HAIFA, ISRAEL, DEC. 22 -- Rescuers recovered the bodies of 19 U.S. sailors killed today in the sinking of a ferry boat shuttling crew members to the aircraft carrier USS Saratoga, authorities said.
The accident early this morning was the deadliest to affect U.S. forces deployed for Operation Desert Shield, and raised the number of Americans killed in the deployment to at least 73. The Saratoga was posted to the U.S. 6th Fleet in the eastern Mediterranean from its base in Mayport, Fla., following Iraq's Aug. 2 invasion of Kuwait, and was off Haifa for shore leave.
President Bush was upset by the incident and sent his condolences to the victims' families, the White House said.
U.S. and Israeli officials said they did not yet know what caused the 57-foot, two-deck Israeli commercial ferry Tuvia to capsize and sink about 200 yards from the Saratoga. The ferry was taking about 100 servicemen back to the carrier, about a mile offshore, after leave in Haifa. Survivors said the craft was moving in choppy seas, with waves of three to four feet, when it began to take on water. It then overturned after it was hit by several large waves.

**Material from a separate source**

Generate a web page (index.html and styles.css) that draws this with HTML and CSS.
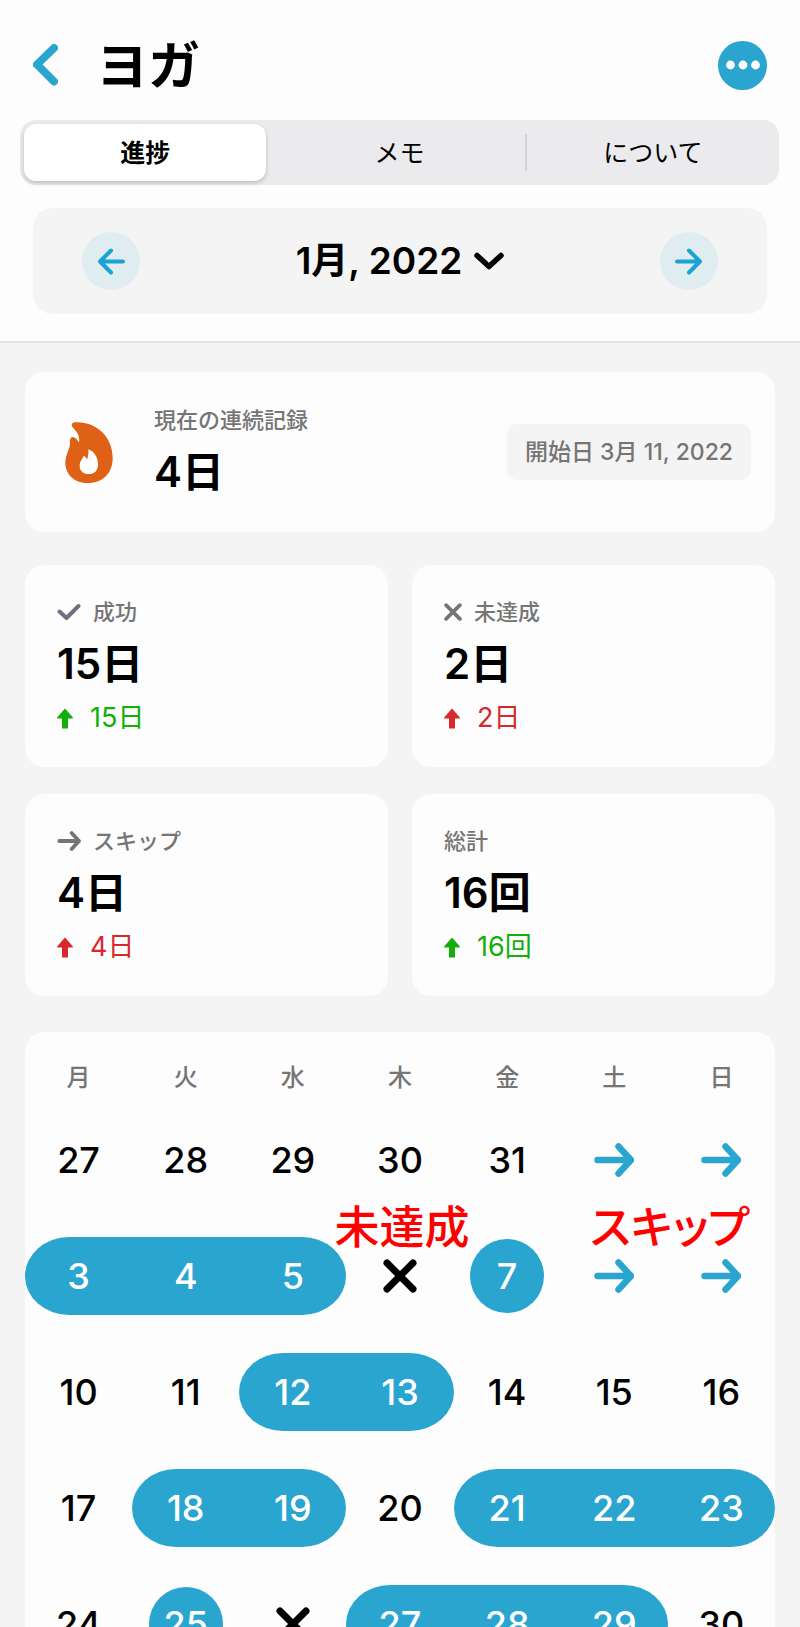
FILE: index.html
```html
<!DOCTYPE html>
<html lang="ja">
<head>
  <meta charset="UTF-8">
  <meta name="viewport" content="width=device-width, initial-scale=1">
  <title>ヨガ</title>
  <link rel="stylesheet" href="styles.css">
</head>
<body>
  <svg class="defs" aria-hidden="true">
    <symbol id="arrow" viewBox="0 0 40 34">
      <path d="M3.500 17H36M24.500 3.500L37 17L24.500 30.500" fill="none" stroke="currentColor" stroke-width="6.500" stroke-linecap="round" stroke-linejoin="round"/>
    </symbol>
    <symbol id="cross" viewBox="0 0 34 34">
      <path d="M4 4L30 30M30 4L4 30" fill="none" stroke="currentColor" stroke-width="7" stroke-linecap="round"/>
    </symbol>
    <symbol id="up" viewBox="0 0 16 21">
      <path d="M8 0.500L15.500 9Q16.500 10.500 15 10.500H11V20.500H5V10.500H1Q-0.500 10.500 0.500 9Z" fill="currentColor"/>
    </symbol>
  </svg>

  <div class="app">
    <header class="header">
      <div class="topbar">
        <button class="back" aria-label="戻る">
          <svg width="25" height="42" viewBox="0 0 25 42"><path d="M21 4L4 20.500L21 37.500" fill="none" stroke="currentColor" stroke-width="8" stroke-linecap="round" stroke-linejoin="round"/></svg>
        </button>
        <h1>ヨガ</h1>
        <button class="more" aria-label="メニュー">
          <svg width="34" height="10" viewBox="0 0 34 10" fill="#fff"><circle cx="4.500" cy="5" r="4.400"/><circle cx="17" cy="5" r="4.400"/><circle cx="29.500" cy="5" r="4.400"/></svg>
        </button>
      </div>

      <nav class="tabs">
        <button class="tab active">進捗</button>
        <button class="tab">メモ</button>
        <button class="tab">について</button>
      </nav>

      <div class="month">
        <button class="month-arrow" aria-label="前の月">
          <svg class="flip" width="27" height="27" viewBox="0 0 27 27"><path d="M2 13.500H25M14 2.500L25 13.500L14 24.500" fill="none" stroke="currentColor" stroke-width="4" stroke-linecap="round" stroke-linejoin="round"/></svg>
        </button>
        <button class="month-name">
          1月, 2022
          <svg width="30" height="18" viewBox="0 0 30 18"><path d="M3 3.500L15 14.500L27 3.500" fill="none" stroke="currentColor" stroke-width="5.500" stroke-linecap="round" stroke-linejoin="round"/></svg>
        </button>
        <button class="month-arrow" aria-label="次の月">
          <svg width="27" height="27" viewBox="0 0 27 27"><path d="M2 13.500H25M14 2.500L25 13.500L14 24.500" fill="none" stroke="currentColor" stroke-width="4" stroke-linecap="round" stroke-linejoin="round"/></svg>
        </button>
      </div>
    </header>

    <main class="content">
      <section class="card streak">
        <svg class="flame" width="48" height="61" viewBox="0 0 142 183">
          <path fill="#de6115" d="M30 1C90 -2 142 42 142 108C142 154 112 183 68 183C26 183 0 156 0 122C0 94 16 82 14 56C14 46 22 42 29 48C35 52 39 57 41 62C44 45 38 32 24 18C16 10 18 2 30 1Z"/>
          <path fill="#fff" d="M69 82C85 88 98 104 98 128C98 146 87 156 70 156C53 156 43 146 43 131C43 117 51 112 55 101C60 103 63 107 65 113C69 103 70 93 69 82Z"/>
        </svg>
        <div class="stat">
          <div class="label">現在の連続記録</div>
          <div class="value">4日</div>
        </div>
        <div class="since">開始日 3月 11, 2022</div>
      </section>

      <section class="stats">
        <div class="card stat">
          <div class="label">
            <svg width="24" height="18" viewBox="0 0 24 18"><path d="M2.500 8.500L9.500 15L21.500 3" fill="none" stroke="#6e7280" stroke-width="4" stroke-linecap="round" stroke-linejoin="round"/></svg>
            成功
          </div>
          <div class="value">15日</div>
          <div class="delta good"><svg width="16" height="21"><use href="#up"/></svg>15日</div>
        </div>
        <div class="card stat">
          <div class="label"><svg width="18" height="18"><use href="#cross"/></svg>未達成</div>
          <div class="value">2日</div>
          <div class="delta bad"><svg width="16" height="21"><use href="#up"/></svg>2日</div>
        </div>
        <div class="card stat">
          <div class="label"><svg width="24" height="20"><use href="#arrow"/></svg>スキップ</div>
          <div class="value">4日</div>
          <div class="delta bad"><svg width="16" height="21"><use href="#up"/></svg>4日</div>
        </div>
        <div class="card stat">
          <div class="label">総計</div>
          <div class="value">16回</div>
          <div class="delta good"><svg width="16" height="21"><use href="#up"/></svg>16回</div>
        </div>
      </section>

      <table class="card calendar">
        <thead>
          <tr><th>月</th><th>火</th><th>水</th><th>木</th><th>金</th><th>土</th><th>日</th></tr>
        </thead>
        <tbody>
          <tr>
            <td>27</td>
            <td>28</td>
            <td>29</td>
            <td>30</td>
            <td>31</td>
            <td class="skip"><svg width="40" height="34"><use href="#arrow"/></svg></td>
            <td class="skip"><svg width="40" height="34"><use href="#arrow"/></svg></td>
          </tr>
          <tr>
            <td><div class="run first">3</div></td>
            <td><div class="run">4</div></td>
            <td><div class="run last">5</div></td>
            <td><svg width="34" height="34"><use href="#cross"/></svg><span class="note">未達成</span></td>
            <td><div class="single">7</div></td>
            <td class="skip"><svg width="40" height="34"><use href="#arrow"/></svg><span class="note between">スキップ</span></td>
            <td class="skip"><svg width="40" height="34"><use href="#arrow"/></svg></td>
          </tr>
          <tr>
            <td>10</td>
            <td>11</td>
            <td><div class="run first">12</div></td>
            <td><div class="run last">13</div></td>
            <td>14</td>
            <td>15</td>
            <td>16</td>
          </tr>
          <tr>
            <td>17</td>
            <td><div class="run first">18</div></td>
            <td><div class="run last">19</div></td>
            <td>20</td>
            <td><div class="run first">21</div></td>
            <td><div class="run">22</div></td>
            <td><div class="run last">23</div></td>
          </tr>
          <tr>
            <td>24</td>
            <td><div class="single">25</div></td>
            <td><svg width="34" height="34"><use href="#cross"/></svg></td>
            <td><div class="run first">27</div></td>
            <td><div class="run">28</div></td>
            <td><div class="run last">29</div></td>
            <td>30</td>
          </tr>
        </tbody>
      </table>
    </main>
  </div>
</body>
</html>
```
FILE: styles.css
```css
* {
  box-sizing: border-box;
}
body {
  margin: 0;
  background: #f4f4f4;
  color: #000;
  font-family: Inter, "Noto Sans CJK JP", sans-serif;
}
button {
  border: none;
  padding: 0;
  background: none;
  color: inherit;
  font: inherit;
  cursor: pointer;
}
svg {
  display: block;
  flex: none;
}
.defs {
  position: absolute;
  width: 0;
  height: 0;
}
.app {
  display: flex;
  flex-direction: column;
  height: 100vh;
  overflow: hidden;
}

/* header */
.header {
  flex: none;
  background: #fdfdfd;
  border-bottom: 2px solid #e4e4e4;
  padding-bottom: 27px;
}
.topbar {
  display: flex;
  align-items: center;
  padding: 31px 33px 21px;
}
.back {
  color: #2aa5d0;
  margin-right: 38px;
}
h1 {
  flex: 1;
  margin: 0;
  padding-top: 4px;
  font-size: 52px;
  line-height: 64px;
  font-weight: 600;
}
.more {
  display: grid;
  place-items: center;
  width: 49px;
  height: 49px;
  border-radius: 50%;
  background: #2aa5d0;
}
.tabs {
  display: grid;
  grid-template-columns: repeat(3, 1fr);
  margin: 0 21px 0 20px;
  padding: 4px;
  height: 65px;
  border-radius: 16px;
  background: #ebebed;
}
.tab {
  font-size: 25px;
  line-height: 36px;
  font-weight: 400;
}
.tab + .tab + .tab {
  padding-left: 6px;
  background: linear-gradient(#d2d2d5, #d2d2d5) left center / 2px 37px no-repeat;
}
.tab.active {
  margin-right: 8px;
  border-radius: 12px;
  background: #fff;
  box-shadow: 0 2px 4px rgba(0, 0, 0, 0.2);
  font-weight: 600;
}
.month {
  display: flex;
  align-items: center;
  justify-content: space-between;
  margin: 23px 33px 0;
  padding: 0 49px;
  height: 106px;
  border-radius: 20px;
  background: #f4f4f4;
}
.month-arrow {
  display: grid;
  place-items: center;
  width: 58px;
  height: 58px;
  border-radius: 50%;
  background: #dfedf1;
  color: #1ba3d3;
}
.flip {
  transform: scaleX(-1);
}
.month-name {
  display: flex;
  align-items: center;
  gap: 12px;
  font-size: 37px;
  line-height: 54px;
  font-weight: 600;
}

/* cards */
.content {
  padding: 29px 25px;
}
.card {
  border-radius: 20px;
  background: #fdfdfd;
}
.streak {
  display: flex;
  align-items: center;
  height: 160px;
  padding: 0 24px 0 40px;
}
.flame {
  margin-right: 41px;
}
.since {
  margin-left: auto;
  padding: 0 18px;
  border-radius: 10px;
  background: #f4f4f4;
  color: #757575;
  font-size: 23px;
  line-height: 56px;
  font-weight: 500;
}
.stats {
  display: grid;
  grid-template-columns: 1fr 1fr;
  gap: 27px 24px;
  margin: 33px 0 36px;
}
.stats .card {
  padding: 32px 32px 32px;
}
.stat {
  display: flex;
  flex-direction: column;
  gap: 10px;
}
.label {
  display: flex;
  align-items: center;
  gap: 12px;
  color: #757575;
  font-size: 22px;
  line-height: 30px;
  font-weight: 500;
}
.value {
  font-size: 42px;
  line-height: 54px;
  font-weight: 600;
}
.delta {
  display: flex;
  align-items: center;
  gap: 17px;
  font-size: 27px;
  line-height: 34px;
  font-weight: 400;
}
.good {
  color: #12ae0b;
}
.bad {
  color: #d7282d;
}

/* calendar */
.calendar {
  width: 100%;
  table-layout: fixed;
  border-collapse: collapse;
  text-align: center;
}
.calendar th {
  height: 70px;
  padding: 22px 0 0;
  color: #757575;
  font-size: 24px;
  line-height: 36px;
  font-weight: 500;
}
.calendar td {
  position: relative;
  height: 116px;
  padding: 0;
  font-size: 36px;
  line-height: 78px;
  font-weight: 500;
}
.calendar td svg {
  margin: 0 auto;
}
.run {
  background: #2aa5d0;
  color: #fff;
}
.first {
  border-top-left-radius: 44px 39px;
  border-bottom-left-radius: 44px 39px;
}
.last {
  border-top-right-radius: 44px 39px;
  border-bottom-right-radius: 44px 39px;
}
.single {
  width: 74px;
  margin: 0 auto;
  border-radius: 50%;
  background: #2aa5d0;
  color: #fff;
  line-height: 74px;
}
.skip {
  color: #2aa5d0;
}

/* red captions over the calendar */
.note {
  position: absolute;
  top: -20px;
  left: 52%;
  transform: translateX(-50%);
  color: #f00;
  font-family: "Noto Sans CJK JP", sans-serif;
  font-size: 45px;
  line-height: 54px;
  font-weight: 500;
  font-feature-settings: "palt";
  white-space: nowrap;
}
.note.between {
  left: 102%;
}
```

"We were going on the waves, and I just noticed one that was bigger than normal, and then we noticed another one that was bigger than normal," Seaman Michael Benjamin, 19, of San Antonio, told reporters from a bed at Ramban Hospital in Haifa. "The next thing I know, all I saw coming in was water. I was tilted forward, I heard a lot of yelling, 'She's going down!' "
Shaul Raziel, the director general of the Israeli Port Authority, said a combination of events probably caused the accident, including crowding by the sailors toward one end of the craft as it approached the Saratoga. "The seating, or movement in one direction, a sudden wave, and the disaster happened," he said on Israeli army radio.
Benjamin suffered a neck injury when he and several other sailors were struck by at least one of the boats involved in the rescue.
Thomas Abbot, the U.S. Embassy's naval attache, said a witness aboard a nearby ferry told him that the Tuvia sank almost instantly. "He turned his back, turned around again and the ferry was gone," Abbot said.
U.S. officials said there was confusion about the number of casualties and missing because some sailors from the adjacent ferry dived into the ocean in an attempt to save comrades. Several of them were later counted among the 83 rescued.
Haifa police said they had recovered 19 bodies by midday, a count confirmed by U.S. officials. An Israeli army spokesman said six of the bodies had been trapped in the wreck, about 65 feet below the surface.
Israeli officials said late today that rescue operations had ceased. U.S. and Israeli authorities said it would probably take several days, at least, to determine the causes of the accident. The Israeli Transport Ministry and the 6th Fleet launched separate investigations today, and U.S. officials said Israeli authorities plan to raise the Tuvia as early as Sunday.
Israeli officials said six Americans were hospitalized, none with life-threatening injuries. All of the 1,924 U.S. personnel on shore leave in Haifa were recalled to their ships for a head count, and U.S. Embassy spokesman Don Cofman said this evening that "a few are still not 100 percent accounted for."
The Navy did not release the names or hometowns of victims. A Virginia man, Airman Lamont Jones, 20, of Claremont, near Newport News, was hospitalized with breathing difficulties, the Associated Press reported.
Sailors described frantically trying to climb out of the ferry as it sank, with water pouring in around them. "Everybody started opening the windows. Everybody was trying to crawl out of a little window . . . five, 10 people on one window," one survivor told Israel radio. "Thank God, I got out. I looked up and all I could see was dark. Just paddling up, paddling up. I grabbed onto this guy's leg and he pulled me up."
The ferry belonged to the Israeli company Haogen, which said it had provided such service to the Navy at Haifa for about 20 years. A company official denied suggestions that the boat had been overloaded, saying it was licensed to carry 131 people.